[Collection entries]
-------

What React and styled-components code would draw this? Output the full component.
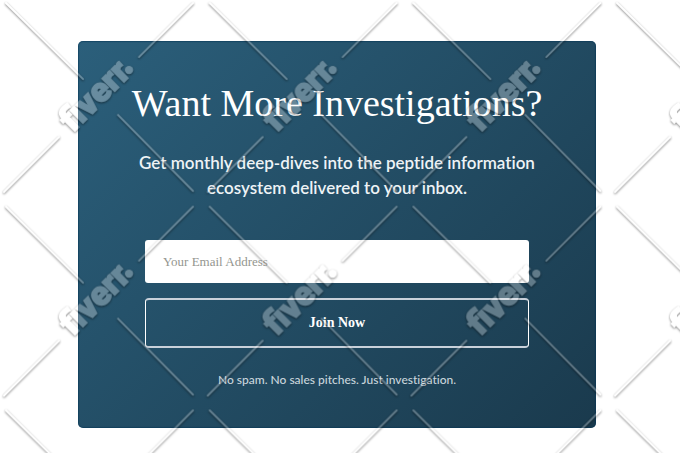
import styled, { createGlobalStyle } from 'styled-components'

const GlobalStyle = createGlobalStyle`
    *{
        box-sizing: border-box;
        margin: 0;
        padding: 0;
    }
    body{
        background-color: #fff;
        overflow-x: hidden;
    }
`
const Page = styled.main`
    min-height: 100vh;
    padding: 41px 84px 25px 78px;
`
const Card = styled.section`
    display: flex;
    flex-direction: column;
    align-items: center;
    max-width: 640px;
    margin: 0 auto;
    padding: 40px 48px;
    border-radius: 5px;
    background: linear-gradient(135deg, #2b5f7b, #1a3a4d);
    box-shadow: inset 0 0 1px 1px #0635558c;
    color: #fff;
    text-align: center;
`
const Title = styled.h2`
    font-family: "Liberation Serif", serif;
    font-size: 38px;
    font-weight: normal;
    line-height: 45px;
    margin-bottom: 24px;
`
const Text = styled.p`
    font-family: Lato, sans-serif;
    font-size: ${({ $small }) => $small ? '12px' : '17px'};
    line-height: ${({ $small }) => $small ? '16px' : '25px'};
    font-weight: ${({ $small }) => $small ? '500' : '600'};
    font-variant-ligatures: none;
    color: ${({ $small }) => $small ? '#c9d5dc' : '#eef3f6'};
`
const Form = styled.form`
    width: 100%;
    max-width: 384px;
    display: flex;
    flex-direction: column;
    gap: 15px;
    margin: 40px 0 24px;
`
const Email = styled.input`
    width: 100%;
    height: 43px;
    padding: 0 18px;
    border: none;
    border-radius: 3px;
    background-color: #fff;
    font-family: "Liberation Serif", serif;
    font-size: 13px;
    color: #1a3a4d;

    &::placeholder{
        color: #94968f;
        opacity: 1;
    }
`
const Button = styled.button`
    height: 50px;
    border-style: solid;
    border-width: 2px 1px;
    border-color: #c9d1da #fff;
    border-radius: 4px;
    background: transparent;
    color: #fff;
    font-family: "Liberation Serif", serif;
    font-size: 14px;
    font-weight: bold;
    cursor: pointer;
`
const Overlay = styled.svg`
    position: fixed;
    inset: 0;
    width: 100%;
    height: 100%;
    pointer-events: none;
`

const Watermark = () => {
    return (
        <Overlay aria-hidden='true'>
            <defs>
                {/* see-through fill, shadow only outside of the shape */}
                <filter id='emboss' x='0' y='0' width='204' height='204' filterUnits='userSpaceOnUse' colorInterpolationFilters='sRGB'>
                    <feGaussianBlur in='SourceAlpha' stdDeviation='0.8' result='blur' />
                    <feOffset in='blur' dx='0.2' dy='0.7' result='moved' />
                    <feComposite in='moved' in2='SourceAlpha' operator='out' result='outer' />
                    <feComponentTransfer in='outer' result='shadow'>
                        <feFuncA type='linear' slope='0.5' />
                    </feComponentTransfer>
                    <feComponentTransfer in='SourceGraphic' result='fill'>
                        <feFuncA type='linear' slope='0.3' />
                    </feComponentTransfer>
                    <feMerge>
                        <feMergeNode in='shadow' />
                        <feMergeNode in='fill' />
                    </feMerge>
                </filter>
                <pattern id='tile' width='203.7' height='203.7' patternUnits='userSpaceOnUse'>
                    <g filter='url(#emboss)' fill='#fff' stroke='#fff'>
                        <g strokeWidth='2' strokeLinecap='round'>
                            <path d='M6 3L83 79' />
                            <path d='M193 3L139 57' />
                            <path d='M118 115L193 191' />
                            <path d='M59 137L4 192' />
                        </g>
                        <text
                            transform='translate(73 133) rotate(-45)'
                            fontFamily='Roboto, "Liberation Sans", sans-serif'
                            fontSize='34'
                            fontWeight='900'
                            strokeWidth='1.5'
                        >
                            fiverr
                        </text>
                        <circle cx='129' cy='70' r='4.2' stroke='none' />
                    </g>
                </pattern>
            </defs>
            <rect width='100%' height='100%' fill='url(#tile)' />
        </Overlay>
    )
}

const App = () => {
    return (
        <>
            <GlobalStyle />
            <Page>
                <Card>
                    <Title>Want More Investigations?</Title>
                    <Text>Get monthly deep-dives into the peptide information ecosystem delivered to your inbox.</Text>
                    <Form onSubmit={(e) => e.preventDefault()}>
                        <Email type='email' placeholder='Your Email Address' aria-label='Your Email Address' />
                        <Button type='submit'>Join Now</Button>
                    </Form>
                    <Text $small>No spam. No sales pitches. Just investigation.</Text>
                </Card>
            </Page>
            <Watermark />
        </>
    )
}

export default App
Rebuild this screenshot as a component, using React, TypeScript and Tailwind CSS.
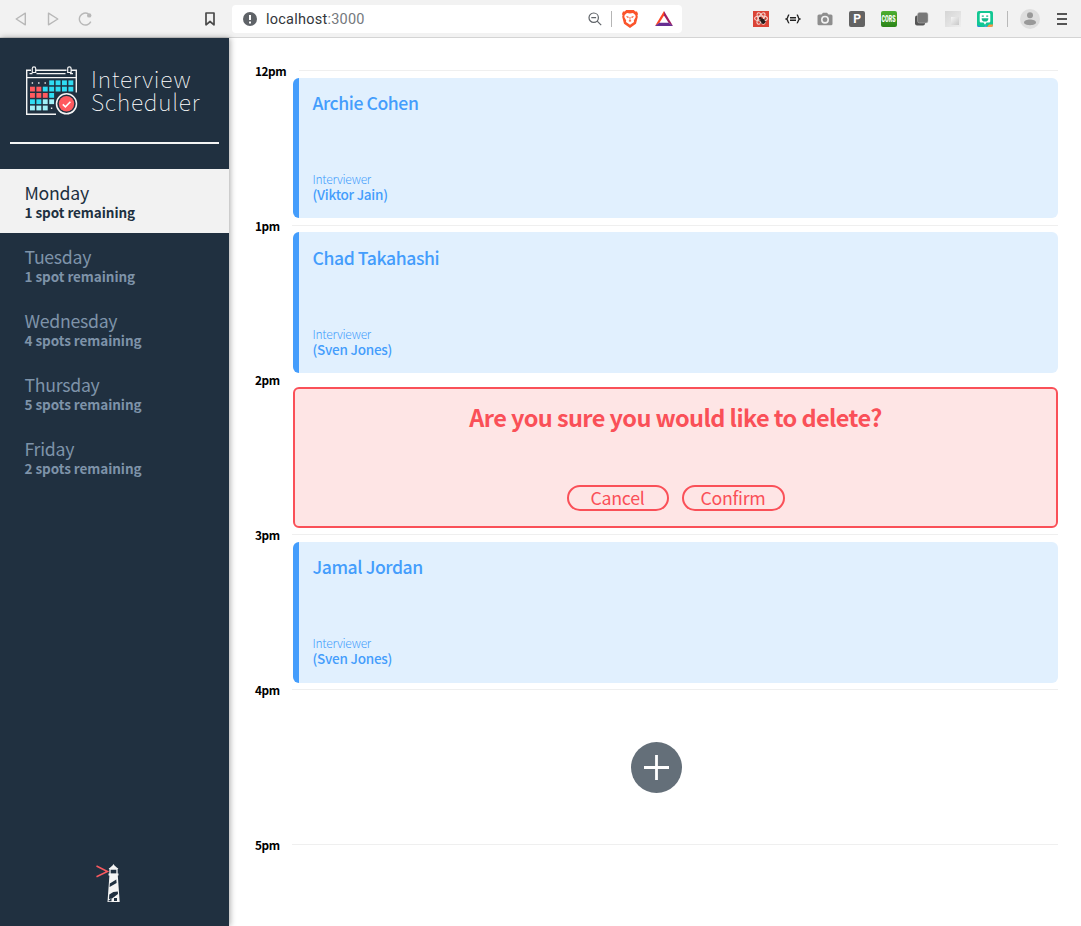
import React from "react";

const days = [
  { name: "Monday", spots: "1 spot remaining", selected: true },
  { name: "Tuesday", spots: "1 spot remaining" },
  { name: "Wednesday", spots: "4 spots remaining" },
  { name: "Thursday", spots: "5 spots remaining" },
  { name: "Friday", spots: "2 spots remaining" },
];

function BrowserBar() {
  return (
    <header className="flex h-[38px] shrink-0 items-center border-b border-[#d4d4d4] bg-[#f2f2f2] font-['Roboto',sans-serif]">
      <div className="flex w-[232px] shrink-0 items-center pl-[14px]">
        <svg width="14" height="14" viewBox="0 0 14 14" fill="none" stroke="#b8b8b8" strokeWidth="1.4" strokeLinejoin="round">
          <path d="M11.3 1.2v11.6L2.2 7z" />
        </svg>
        <svg className="ml-[18px]" width="14" height="14" viewBox="0 0 14 14" fill="none" stroke="#b8b8b8" strokeWidth="1.4" strokeLinejoin="round">
          <path d="M2.5 1.2v11.6L11.8 7z" />
        </svg>
        <svg className="ml-[18px]" width="15" height="14" viewBox="0 0 15 14" fill="none" stroke="#b8b8b8" strokeWidth="1.4">
          <path d="M12.8 9.6A6 6 0 1 1 10.5 1.9" />
          <circle cx="11.2" cy="3.4" r="2.2" fill="#b8b8b8" stroke="none" />
        </svg>
        <svg className="ml-[112px]" width="10" height="14" viewBox="0 0 10 14" fill="none" stroke="#4a4a4a" strokeWidth="1.7" strokeLinejoin="round">
          <path d="M1 1h8v11.8L5 9.5l-4 3.3z" />
        </svg>
      </div>
      <div className="flex h-7 w-[450px] shrink-0 items-center rounded bg-white">
        <svg className="ml-[11px]" width="14" height="14" viewBox="0 0 14 14">
          <circle cx="7" cy="7" r="7" fill="#5f6368" />
          <path d="M6 3h2v5H6zM6 9.4h2v2H6z" fill="#fff" />
        </svg>
        <div className="ml-[9px] w-[322px] pt-[2px] text-[14.5px] leading-4 tracking-[0.24px] text-[#33363a]">
          localhost<span className="text-[#75797d]">:3000</span>
        </div>
        <svg width="14" height="14" viewBox="0 0 14 14" fill="none" stroke="#5f6368" strokeWidth="1.2">
          <circle cx="5.7" cy="5.7" r="4.7" />
          <path d="M3.3 5.7h4.8M9.2 9.2l4 4" />
        </svg>
        <div className="ml-[9px] h-4 w-px bg-[#b5b5b5]" />
        <svg className="ml-[10px]" width="16" height="18" viewBox="0 0 16 18">
          <path d="M4.2 0h7.6l1.5 1.5 1.7-.1 1 2.6-.6 1.5.4 1.3-1.8 7L8 18l-6-4.2-1.8-7 .4-1.3L0 4l1-2.6 1.7.1z" fill="#fb542b" />
          <path d="M5 3l3 .5 3-.5 2.300 2 .4 2-1.900 3.500.2 1.500L8 14.800 4 12l.2-1.500L2.300 7l.4-2z" fill="#fff" />
          <path d="M4.200 6l2.500.7-.4 1.200-1.300-.5zM11.800 6l-2.500.7.4 1.200 1.300-.5zM7.500 7h1l-.2 3 1.200.9L8 11.700l-1.500-.8 1.200-.9z" fill="#fb542b" />
        </svg>
        <svg className="ml-[17px]" width="18" height="15" viewBox="0 0 18 15">
          <path d="M9 0v4.5L4.3 12 0 15z" fill="#ff4724" />
          <path d="M9 0l9 15-4.3-3L9 4.5z" fill="#9e1f63" />
          <path d="M0 15l4.3-3.2h9.4L18 15z" fill="#662d91" />
        </svg>
      </div>
      <div className="flex flex-1 items-center pl-[71px]">
        <svg width="16" height="16" viewBox="0 0 16 16">
          <path d="M0 0h16v16H0z" fill="#db4437" />
          <g fill="none" stroke="#f5d8d2" strokeWidth="1.1">
            <ellipse cx="8" cy="7.5" rx="6.4" ry="2.5" />
            <ellipse cx="8" cy="7.5" rx="6.4" ry="2.5" transform="rotate(60 8 7.5)" />
            <ellipse cx="8" cy="7.5" rx="6.4" ry="2.5" transform="rotate(120 8 7.5)" />
          </g>
          <ellipse cx="9.8" cy="10.2" rx="2" ry="2.8" fill="#251d1b" transform="rotate(-35 9.8 10.2)" />
          <circle cx="7.3" cy="7.3" r="1.3" fill="#251d1b" />
          <path d="M6 10l6.500-2M7.500 12.500l5.500-2" stroke="#251d1b" strokeWidth=".7" />
        </svg>
        <svg className="ml-4" width="16" height="16" viewBox="0 0 16 16" fill="none" stroke="#222" strokeWidth="1.4">
          <path d="M4.2 4C2.5 4 3.2 7.3 1.5 8c1.7.7 1 4 2.7 4M11.8 4c1.7 0 1 3.3 2.7 4-1.7.7-1 4-2.7 4" />
          <path d="M5 6.700h6M5 9.300h6" strokeWidth="1.5" />
        </svg>
        <svg className="ml-4" width="16" height="16" viewBox="0 0 16 16" fill="#8e8e8e">
          <path fillRule="evenodd" d="M2 3.5h2.5L6 1.7h4l1.5 1.8H14a1.5 1.5 0 0 1 1.5 1.5v7.8a1.5 1.5 0 0 1-1.5 1.5H2a1.5 1.5 0 0 1-1.5-1.5V5A1.5 1.5 0 0 1 2 3.5zM8 4.7a4 4 0 1 0 0 8 4 4 0 0 0 0-8z" />
          <circle cx="8" cy="8.7" r="2.4" />
        </svg>
        <div className="ml-4 flex h-4 w-4 items-center justify-center rounded-[2px] bg-[#636363] text-[12px] font-bold leading-none text-white">P</div>
        <div className="ml-4 flex h-4 w-4 items-center justify-center rounded-[2px] bg-linear-to-b from-[#4daf32] to-[#2b8518]">
          <span className="mt-px scale-x-[0.82] scale-y-[1.3] text-[6.5px] font-black leading-none text-white">CORS</span>
        </div>
        <svg className="ml-4" width="16" height="16" viewBox="0 0 16 16">
          <rect x="2" y="4.5" width="10" height="10" rx="2" fill="#555" />
          <rect x="4.5" y="1.5" width="10.5" height="10.5" rx="2" fill="#787878" stroke="#bbb" strokeWidth=".5" />
        </svg>
        <div className="ml-4 flex h-4 w-4 items-center justify-center bg-linear-to-br from-[#d5d5d5] to-[#eee]">
          <div className="mt-1 ml-1 h-2 w-2 bg-linear-to-br from-[#f5f5f5] to-[#c8c8c8]" />
        </div>
        <svg className="ml-4" width="16" height="16" viewBox="0 0 16 16">
          <rect width="16" height="16" rx="2" fill="#12c793" />
          <path d="M7 16l2-2 1 2z" fill="#5595ed" />
          <path d="M10 16l2-2.5 4 0V14a2 2 0 0 1-2 2z" fill="#ff9645" />
          <path d="M0 14l4 2H2a2 2 0 0 1-2-2z" fill="#2f7df0" />
          <path d="M4 2h8a1.3 1.3 0 0 1 1.3 1.3v7A1.3 1.3 0 0 1 12 11.600H9.500L8 13.800l-1.500-2.200H4a1.300 1.300 0 0 1-1.300-1.300v-7A1.300 1.300 0 0 1 4 2z" fill="#fff" />
          <path d="M4.800 5.200h2M9.200 5.200h2" stroke="#12b98a" strokeWidth="1.3" />
          <path d="M4.600 7.200h6.800a3.400 3.400 0 0 1-6.800 0z" fill="#12b98a" />
        </svg>
        <div className="ml-[14px] h-4 w-px bg-[#b9b9b9]" />
        <svg className="ml-3" width="20" height="20" viewBox="0 0 20 20">
          <circle cx="10" cy="10" r="10" fill="#dedede" />
          <circle cx="10" cy="6.3" r="3" fill="#999" />
          <path d="M4 13.500c0-4 12-4 12 0 0 3.500-12 3.500-12 0z" fill="#999" />
        </svg>
        <svg className="ml-[17px]" width="11" height="14" viewBox="0 0 11 14" stroke="#555" strokeWidth="1.8">
          <path d="M0 2h10M0 7h10M0 12h10" />
        </svg>
      </div>
    </header>
  );
}

const cells: [number, number, string][] = [
  ...[3, 4, 5, 6].map((c): [number, number, string] => [c, 0, "#2fdcf3"]),
  [0, 1, "#ff5a5f"], [1, 1, "#ff5a5f"],
  ...[2, 3, 4, 5, 6].map((c): [number, number, string] => [c, 1, "#2fdcf3"]),
  [0, 2, "#ff5a5f"], [1, 2, "#ff5a5f"], [2, 2, "#ff5a5f"], [3, 2, "#2fdcf3"],
  [0, 3, "#2fdcf3"], [1, 3, "#2fdcf3"], [2, 3, "#a0f0f7"], [3, 3, "#a0f0f7"],
  [0, 4, "#a0f0f7"], [1, 4, "#a0f0f7"], [2, 4, "#a0f0f7"],
];

function Logo() {
  return (
    <div className="flex h-[104px] items-start pt-[28px] pl-[25px]">
      <svg width="54" height="50" viewBox="0 0 54 50" fill="none">
        <path d="M31 48.300H1.700V4.300H6M10.500 4.300H41.500M46 4.300H51.300V26.500" stroke="#f4f4f4" strokeWidth="1.4" />
        <path d="M2 11.600h49M11.500 7.600h29M4.500 7.600h3M45 7.600h3" stroke="#f4f4f4" strokeWidth="1.3" />
        <path d="M7.300 6.500V2.500a1.700 1.700 0 0 1 3.400 0v4zM42.700 6.500V2.500a1.700 1.700 0 0 1 3.400 0v4z" stroke="#f4f4f4" strokeWidth="1.2" />
        {cells.map(([c, r, color]) => (
          <rect key={c + "-" + r} x={5 + c * 6.4} y={14.4 + r * 6.3} width="4.9" height="4.8" fill={color} />
        ))}
        <path d="M6.700 17h1.400M13.100 17h1.400M19.500 17h1.400M25.900 42.200h1.400" stroke="#eee" strokeWidth="1.4" />
        <circle cx="41.5" cy="37.8" r="12" fill="#203040" />
        <circle cx="41.5" cy="37.8" r="10" stroke="#f4f4f4" strokeWidth="1.5" />
        <circle cx="41.5" cy="37.8" r="7.7" fill="#ff5a5f" />
        <path d="M37.800 38.300l2.600 2.500 5-5" stroke="#fff" strokeWidth="1.6" />
      </svg>
      <div className="ml-3 pt-[1px] text-[23px] leading-[23px] font-thin tracking-[0.75px] text-white">
        <div>Interview</div>
        <div>Scheduler</div>
      </div>
    </div>
  );
}

function Sidebar() {
  return (
    <aside className="relative flex w-[229px] shrink-0 flex-col bg-[#203040] shadow-[1px_0_6px_rgba(0,0,0,0.35)]">
      <Logo />
      <div className="mx-[10px] h-[2px] shrink-0 bg-[#f4f4f4]" />
      <nav className="mt-[25px]">
        {days.map((d) => (
          <div
            key={d.name}
            className={d.selected ? "h-16 bg-[#f2f2f2] pt-[13px] pl-[24.5px] text-[#203040]" : "h-16 pt-[13px] pl-[24.5px] text-[#7e93a9]"}
          >
            <div className="text-[17.7px] leading-[21px] tracking-[-0.28px]">{d.name}</div>
            <div className="pt-px text-[13.5px] leading-[17px] font-bold tracking-[-0.05px]">{d.spots}</div>
          </div>
        ))}
      </nav>
      <svg className="mt-auto mb-[23px] ml-[96px]" width="26" height="40" viewBox="0 0 26 40">
        <path d="M.5 3l11 5.500-11 5.200" fill="none" stroke="#fa5a60" strokeWidth="1.5" />
        <path d="M17.500 1l1 1.500 4 3.500h-10l4-3.500z" fill="#f4f4f4" />
        <path d="M14 6h7v5.500h-7z" fill="none" stroke="#f4f4f4" strokeWidth="1.3" />
        <path d="M12.500 10.600h10v1.800h-10zM13.400 12.400h8.400L23.700 39H11.500z" fill="#f4f4f4" />
        <path d="M13.800 20.500l6.500-4 .3 3.500-7 4zM13.300 31.500l4-2.500 4.500-.5.200 2.500-6 4.500-3 .5z" fill="#203040" />
        <path d="M12.500 37.500l3-2v2.800h-3zM18 35h3v3h-3z" fill="#203040" />
      </svg>
    </aside>
  );
}

type HourProps = { time: string; line?: "full" | "inset" | "none"; short?: boolean; children?: React.ReactNode };

function Hour({ time, line = "full", short, children }: HourProps) {
  const rule = {
    full: "-ml-px h-px bg-[#efefef]",
    inset: "ml-[6px] h-px bg-[#efefef]",
    none: "h-px",
  }[line];
  return (
    <section className={short ? "flex h-[154px] shrink-0" : "flex h-[155px] shrink-0"}>
      <div className="w-[38px] shrink-0 text-[11.8px] leading-4 font-bold tracking-[-0.45px] text-black">
        <div className="-mt-[7px]">{time}</div>
      </div>
      <div className="flex-1">
        <div className={rule} />
        {children}
      </div>
    </section>
  );
}

function Appointment({ name, interviewer, size }: { name: string; interviewer: string; size: string }) {
  return (
    <article className={`${size} flex flex-col justify-between rounded-[6px] border-l-[6px] border-[#449dfc] bg-[#e1f0fe] pr-3 pl-[13.5px] text-[#449dfc]`}>
      <h2 className="text-[17.6px] leading-[24px] font-medium tracking-[-0.42px]">{name}</h2>
      <div>
        <div className="text-[12px] leading-[15px] font-light tracking-[-0.25px]">Interviewer</div>
        <div className="text-[13.5px] leading-[16px] font-medium tracking-[-0.24px]">({interviewer})</div>
      </div>
    </article>
  );
}

function Confirm() {
  return (
    <article className="mt-[7px] flex h-[141px] flex-col items-center justify-between rounded-[6px] border-2 border-[#fa5058] bg-[#fee5e5] pt-[12px] pb-[15px] text-[#fa5058]">
      <h1 className="text-[23.5px] leading-[32px] font-bold tracking-[-0.59px]">Are you sure you would like to delete?</h1>
      <div className="flex gap-[13px]">
        <button className="h-[26px] w-[102px] rounded-full border-2 border-[#fa5058] text-[17.8px] leading-[20px] tracking-[-0.3px]">
          <span className="-mt-[3px] block">Cancel</span>
        </button>
        <button className="h-[26px] w-[103px] rounded-full border-2 border-[#fa5058] text-[17.8px] leading-[20px] tracking-[-0.3px]">
          <span className="-mt-[3px] block">Confirm</span>
        </button>
      </div>
    </article>
  );
}

export default function App() {
  return (
    <div className="flex h-[926px] w-[1081px] flex-col overflow-hidden bg-white font-['Noto_Sans_CJK_SC',sans-serif]">
      <BrowserBar />
      <div className="flex min-h-0 flex-1">
        <Sidebar />
        <main className="flex flex-1 flex-col pt-[32px] pr-[23px] pl-[26px]">
          <Hour time="12pm" line="inset">
            <Appointment name="Archie Cohen" interviewer="Viktor Jain" size="mt-[7px] h-[140px] pt-[13px] pb-[16px]" />
          </Hour>
          <Hour time="1pm" short>
            <Appointment name="Chad Takahashi" interviewer="Sven Jones" size="mt-[6px] h-[141px] pt-[14px] pb-[16px]" />
          </Hour>
          <Hour time="2pm" line="none">
            <Confirm />
          </Hour>
          <Hour time="3pm">
            <Appointment name="Jamal Jordan" interviewer="Sven Jones" size="mt-[7px] h-[141px] pt-[13px] pb-[17px]" />
          </Hour>
          <Hour time="4pm">
            <div className="flex h-[153px] items-center pl-[338px]">
              <button className="mt-px h-[51px] w-[51px] rounded-full bg-[#646f79]" aria-label="Add">
                <svg width="51" height="51" viewBox="0 0 51 51" stroke="#fff" strokeWidth="2.8">
                  <path d="M25.500 13v25M13 25.500h25" />
                </svg>
              </button>
            </div>
          </Hour>
          <Hour time="5pm" />
        </main>
      </div>
    </div>
  );
}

-------

### Required work
Copy exactly, and copy only, the lines from the one with "Rebuild this screenshot" to the one with "import React from", ends included. Pictures are not part of the copy.

### Correct response
Rebuild this screenshot as a component, using React, TypeScript and Tailwind CSS.
import React from "react";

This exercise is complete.